Nous souhaitons que soit organisée une table ronde multilatérale pour réaliser un bilan des quelques mesures mises en place depuis 2018 et identifier les nouvelles dispositions à adopter. Nous souhaitons notamment que vos services réalisent :
 Un bilan de la mise en place des référent.e.s VSS : pourcentage de structures et de salarié.e.s/agent.e.s publics couvert.es, moyens mis à disposition…
 Un bilan de la négociation collective sur les violences sexistes et sexuelles, dans le privé (branches et entreprises) et dans le public.
 Un bilan quantitatif et qualitatif sur la mise en place dans la fonction publique des cellules d’écoute et des dispositifs d’accompagnement des victimes.
 Un bilan quantitatif et qualitatif des dispositifs de prévention existants.
 La publication, dans la fonction publique, du guide des outils statutaires pour lutter contre les VSS.

Au-delà, nous souhaitons que soit construit, par exemple par le Haut Conseil à l’Égalité, un baromètre annuel pour évaluer le ressenti des salarié.e.s et des agent.e.s sur les violences sexistes et sexuelles au travail et ainsi nous donner des indications objectivées sur l’état de la prise en compte du sujet.
Nous vous rappelons les propositions que nous avons portées ensemble lors des concertations de 2018 et à l’occasion de la ratification de la convention 190 de l’OIT et qui restent malheureusement d’actualité.

Dans le privé et dans le public
 Faire de la prévention des violences sexistes et sexuelles un sujet obligatoire de négociation à tous les niveaux sous peine de sanction pour les employeurs.
 Mettre en place une obligation de formation de tous les manageurs, RH et des représentant.e.s du personnel pour lutter contre ces violences.
 Mettre en place une obligation de sensibilisation annuelle sur les violences sexistes et sexuelles, organisée sur le temps et le lieu de travail.
 Sécuriser l’emploi et la carrière des victimes de violences, que celles-ci aient un lien avec le travail ou non, en mettant en place plusieurs mesures : la suppression du ou des jours de carence en cas d’arrêt maladie, le droit à des aménagements d’horaires, de poste, des congés payés, la possibilité d’une mobilité fonctionnelle ou géographique choisie, ainsi que l’accès à une prise en charge médico-sociale et psychologique des victimes sans frais.
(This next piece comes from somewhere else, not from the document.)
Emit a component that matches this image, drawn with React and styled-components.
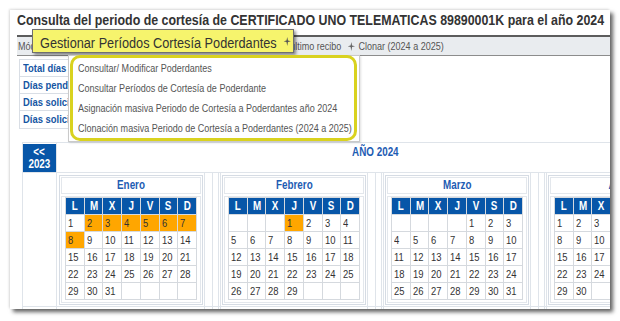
import React from "react";
import styled, { createGlobalStyle } from "styled-components";

const FONT = `"Liberation Sans", Arial, sans-serif`;

const GlobalStyle = createGlobalStyle`
  html, body { margin: 0; padding: 0; background: #fff; }
  body { font-family: ${FONT}; }
  * { box-sizing: border-box; }
`;

/* the reference text is a narrow (Arial Narrow-like) face */
const Squeeze = styled.span`
  display: inline-block;
  white-space: nowrap;
  transform: scaleX(${(p) => p.$ratio || 0.82});
  transform-origin: ${(p) => (p.$center ? "center" : "left")} center;
`;

const Page = styled.div`
  width: 620px;
  height: 321px;
  padding: 10px 0 0 10px;
  overflow: hidden;
`;

const Card = styled.div`
  position: relative;
  width: 600px;
  height: 299px;
  padding-left: 7px;
  background: #fff;
  overflow: hidden;
  box-shadow: 3px 3px 4px rgba(0, 0, 0, 0.62), -1px -1px 2px rgba(0, 0, 0, 0.12);
`;

const Title = styled.h1`
  margin: 0;
  padding-bottom: 5px;
  font-size: 15px;
  line-height: 20px;
  font-weight: bold;
  color: #333;
  white-space: nowrap;
`;

const MenuBar = styled.div`
  height: 21px;
  padding-left: 1px;
  border-top: 2px solid #5c5c5c;
  border-bottom: 1px solid #8c8c8c;
  background: #e9ecef;
  font-size: 11px;
  line-height: 18px;
  color: #555;
  white-space: nowrap;
`;

const MenuInner = styled.div`
  display: flex;
  align-items: center;
  gap: 8px;
  height: 18px;
  transform: scaleX(0.82);
  transform-origin: left center;
`;

const MenuItem = styled.span`
  display: inline-flex;
  align-items: center;
  gap: 4px;
`;

const InfoTable = styled.div`
  width: 240px;
  margin: 3px 0 0 2px;
  border: 1px solid #d9dee5;
`;

const InfoRow = styled.div`
  display: grid;
  grid-template-columns: 150px 1fr;
  height: 17px;
  border-bottom: ${(p) => (p.$last ? "none" : "1px solid #d9dee5")};
`;

const InfoLabel = styled.div`
  padding-left: 3px;
  font-size: 11.5px;
  font-weight: bold;
  line-height: 16px;
  color: #1656a3;
  white-space: nowrap;
  border-right: 1px solid #d9dee5;
`;

const InfoValue = styled.div`
  font-size: 11px;
  line-height: 16px;
  text-align: right;
  padding-right: 4px;
  color: #333;
`;

const CalTable = styled.div`
  width: 690px;
  margin: 13px 0 0 5px;
  border-left: 1px solid #dfe4ea;
  border-top: 1px solid #dfe4ea;
`;

const HeaderRow = styled.div`
  display: flex;
  height: 30px;
  border-bottom: 1px solid #dfe4ea;
`;

const SideCell = styled.div`
  flex: 0 0 34px;
  border-right: 1px solid #dfe4ea;
`;

const PrevButton = styled.a`
  display: block;
  height: 28px;
  margin-top: 1px;
  padding-top: 2px;
  background: #0756a8;
  color: #fff;
  font-size: 12px;
  font-weight: bold;
  line-height: 12px;
  text-align: center;
  text-decoration: underline;
`;

const YearCell = styled.div`
  flex: 1;
  padding: 2px 19px 0 0;
  font-size: 12px;
  font-weight: bold;
  line-height: 14px;
  color: #1d5cb3;
  text-align: center;
`;

const MonthRow = styled.div`
  display: flex;
  border-bottom: 1px solid #dfe4ea;
`;

const MonthCell = styled.div`
  flex: 0 0 auto;
  padding: 2px 1px 1px ${(p) => (p.$first ? "2px" : "1px")};
  border-left: ${(p) => (p.$first ? "none" : "1px solid #dfe4ea")};
  border-right: 1px solid #dfe4ea;
`;

const Separator = styled.div`
  flex: 0 0 7px;
  margin: 0 1px 0 7px;
  border-left: 1px solid #dfe4ea;
  border-right: 1px solid #dfe4ea;
`;

const MonthBox = styled.div`
  display: flex;
  flex-direction: column;
  width: 144px;
  height: 130px;
  padding: 1px;
  border: 1px solid #d6dce4;
`;

const MonthTitle = styled.div`
  height: 17px;
  border: 1px solid #e3e7ec;
  font-size: 12px;
  font-weight: bold;
  line-height: 15px;
  color: #1d5cb3;
  text-align: center;
`;

const MonthBody = styled.div`
  flex: 1;
  margin-top: 2px;
  padding: 0 3px 2px 3px;
  border: 1px solid #e3e7ec;
`;

const DayGrid = styled.div`
  display: grid;
  grid-template-columns: repeat(7, 1fr);
  grid-auto-rows: 16px;
  gap: 1px;
  border: 1px solid #d5d9de;
  background: #d5d9de;
`;

const HeadCell = styled.div`
  background: #0756a8;
  color: #fff;
  font-size: 12px;
  font-weight: bold;
  line-height: 16px;
  text-align: center;
`;

const DayCell = styled.div`
  background: ${(p) => (p.$marked ? "#ffa600" : "#fff")};
  color: #333;
  font-size: 11.5px;
  line-height: 16px;
  padding-left: 2px;
`;

const Tooltip = styled.div`
  position: absolute;
  left: 22px;
  top: 19px;
  width: 262px;
  height: 24px;
  padding-left: 7px;
  background: #f6f46d;
  border: 1px solid #6f6f6f;
  box-shadow: 2px 2px 3px rgba(0, 0, 0, 0.45);
  font-size: 15.5px;
  line-height: 22px;
  color: #333;
  white-space: nowrap;
`;

const TipIcon = styled.span`
  display: inline-block;
  margin-left: 8px;
  vertical-align: 2px;
`;

const MenuPanel = styled.div`
  position: absolute;
  left: 58px;
  top: 45px;
  width: 292px;
  height: 87px;
  background: #fff;
  border: 1px solid #cacaca;
  box-shadow: 1px 1px 2px rgba(0, 0, 0, 0.12);
`;

const Highlight = styled.div`
  height: 86px;
  margin: -1px 2px 0 1px;
  padding-left: 5px;
  border: 3px solid #d9d21f;
  border-radius: 10px;
`;

const PanelItem = styled.div`
  font-size: 11px;
  line-height: 20px;
  color: #555;
  white-space: nowrap;
  transform: scaleX(0.82);
  transform-origin: left center;
`;

const Star = ({ color = "#666" }) => (
  <svg width="9" height="9" viewBox="0 0 9 9">
    <path d="M4.5 0 L5.4 3.4 L9 4.2 L5.4 5 L4.5 9 L3.6 5 L0 4.2 L3.6 3.4 Z" fill={color} />
  </svg>
);

const DOW = ["L", "M", "X", "J", "V", "S", "D"];

const MONTHS = [
  [
    { name: "Enero", offset: 0, days: 31, marked: [2, 3, 4, 5, 6, 7, 8] },
    { name: "Febrero", offset: 3, days: 29, marked: [1] },
    { name: "Marzo", offset: 4, days: 31, marked: [] },
    { name: "Abril", offset: 0, days: 30, marked: [] },
  ],
  [
    { name: "Mayo", offset: 2, days: 31, marked: [] },
    { name: "Junio", offset: 5, days: 30, marked: [] },
    { name: "Julio", offset: 0, days: 31, marked: [] },
    { name: "Agosto", offset: 3, days: 31, marked: [] },
  ],
];

function Month({ month }) {
  const total = Math.ceil((month.offset + month.days) / 7) * 7;
  const cells = [];
  for (let i = 0; i < total; i++) {
    const d = i - month.offset + 1;
    const valid = d >= 1 && d <= month.days;
    cells.push(
      <DayCell key={i} $marked={valid && month.marked.includes(d)}>
        {valid ? <Squeeze>{d}</Squeeze> : ""}
      </DayCell>
    );
  }
  return (
    <MonthBox>
      <MonthTitle>
        <Squeeze $center>{month.name}</Squeeze>
      </MonthTitle>
      <MonthBody>
        <DayGrid>
          {DOW.map((d) => (
            <HeadCell key={d}>
              <Squeeze $center>{d}</Squeeze>
            </HeadCell>
          ))}
          {cells}
        </DayGrid>
      </MonthBody>
    </MonthBox>
  );
}

const INFO = [
  ["Total días cortesía", "30"],
  ["Días pendientes", "22"],
  ["Días solicitados", "8"],
  ["Días solicitados (pend.)", "0"],
];

export default function App() {
  return (
    <>
      <GlobalStyle />
      <Page>
        <Card>
          <Title>
            <Squeeze $ratio={0.826}>
              Consulta del periodo de cortesía de CERTIFICADO UNO TELEMATICAS 89890001K para el año 2024
            </Squeeze>
          </Title>
          <MenuBar>
            <MenuInner>
              <MenuItem>Módulo de Poderdantes</MenuItem>
              <MenuItem>
                <Star /> Gestionar Períodos Cortesía
              </MenuItem>
              <MenuItem>
                <Star /> Fecha último recibo
              </MenuItem>
              <MenuItem>
                <Star /> Clonar (2024 a 2025)
              </MenuItem>
            </MenuInner>
          </MenuBar>
          <InfoTable>
            {INFO.map(([label, value], i) => (
              <InfoRow key={label} $last={i === INFO.length - 1}>
                <InfoLabel>
                  <Squeeze>{label}</Squeeze>
                </InfoLabel>
                <InfoValue>{value}</InfoValue>
              </InfoRow>
            ))}
          </InfoTable>
          <CalTable>
            <HeaderRow>
              <SideCell>
                <PrevButton>
                  <Squeeze $center>&lt;&lt;</Squeeze>
                  <br />
                  <Squeeze $center>2023</Squeeze>
                </PrevButton>
              </SideCell>
              <YearCell>
                <Squeeze $center>AÑO 2024</Squeeze>
              </YearCell>
            </HeaderRow>
            {MONTHS.map((row, r) => (
              <MonthRow key={r}>
                <SideCell />
                {row.map((m, i) => (
                  <React.Fragment key={m.name}>
                    <MonthCell $first={i === 0}>
                      <Month month={m} />
                    </MonthCell>
                    <Separator />
                  </React.Fragment>
                ))}
              </MonthRow>
            ))}
          </CalTable>
          <Tooltip>
            <Squeeze>
              Gestionar Períodos Cortesía Poderdantes
              <TipIcon>
                <Star color="#555" />
              </TipIcon>
            </Squeeze>
          </Tooltip>
          <MenuPanel>
            <Highlight>
              <PanelItem>Consultar/ Modificar Poderdantes</PanelItem>
              <PanelItem>Consultar Períodos de Cortesía de Poderdante</PanelItem>
              <PanelItem>Asignación masiva Periodo de Cortesía a Poderdantes año 2024</PanelItem>
              <PanelItem>Clonación masiva Periodo de Cortesía a Poderdantes (2024 a 2025)</PanelItem>
            </Highlight>
          </MenuPanel>
        </Card>
      </Page>
    </>
  );
}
Pour garantir le droit au travail et le maintien en poste des femmes victimes de violences conjugales, il convient d’interdire leur licenciement comme c’est le cas pour les victimes de violences au travail.
 Renforcer les possibilités d’action des référent.e.s VSS (formation, moyens, précisions des prérogatives, mise en place de référent.e.s de proximité…).

Dans le privé plus spécifiquement
 Élargir les prérogatives, les moyens et la formation des conseillers du salarié au harcèlement sexuel pour permettre à tou.te.s les salarié.e.s dans des entreprises sans institutions représentatives du personnel d’être accompagné.e.s face à l’employeur.
 Augmenter le nombre et la formation des inspecteurs et inspectrices du travail.
 Dans le cadre du devoir de vigilance, imposer aux entreprises de prévenir la survenance de telles violences dans l’ensemble de leurs chaînes d’approvisionnement.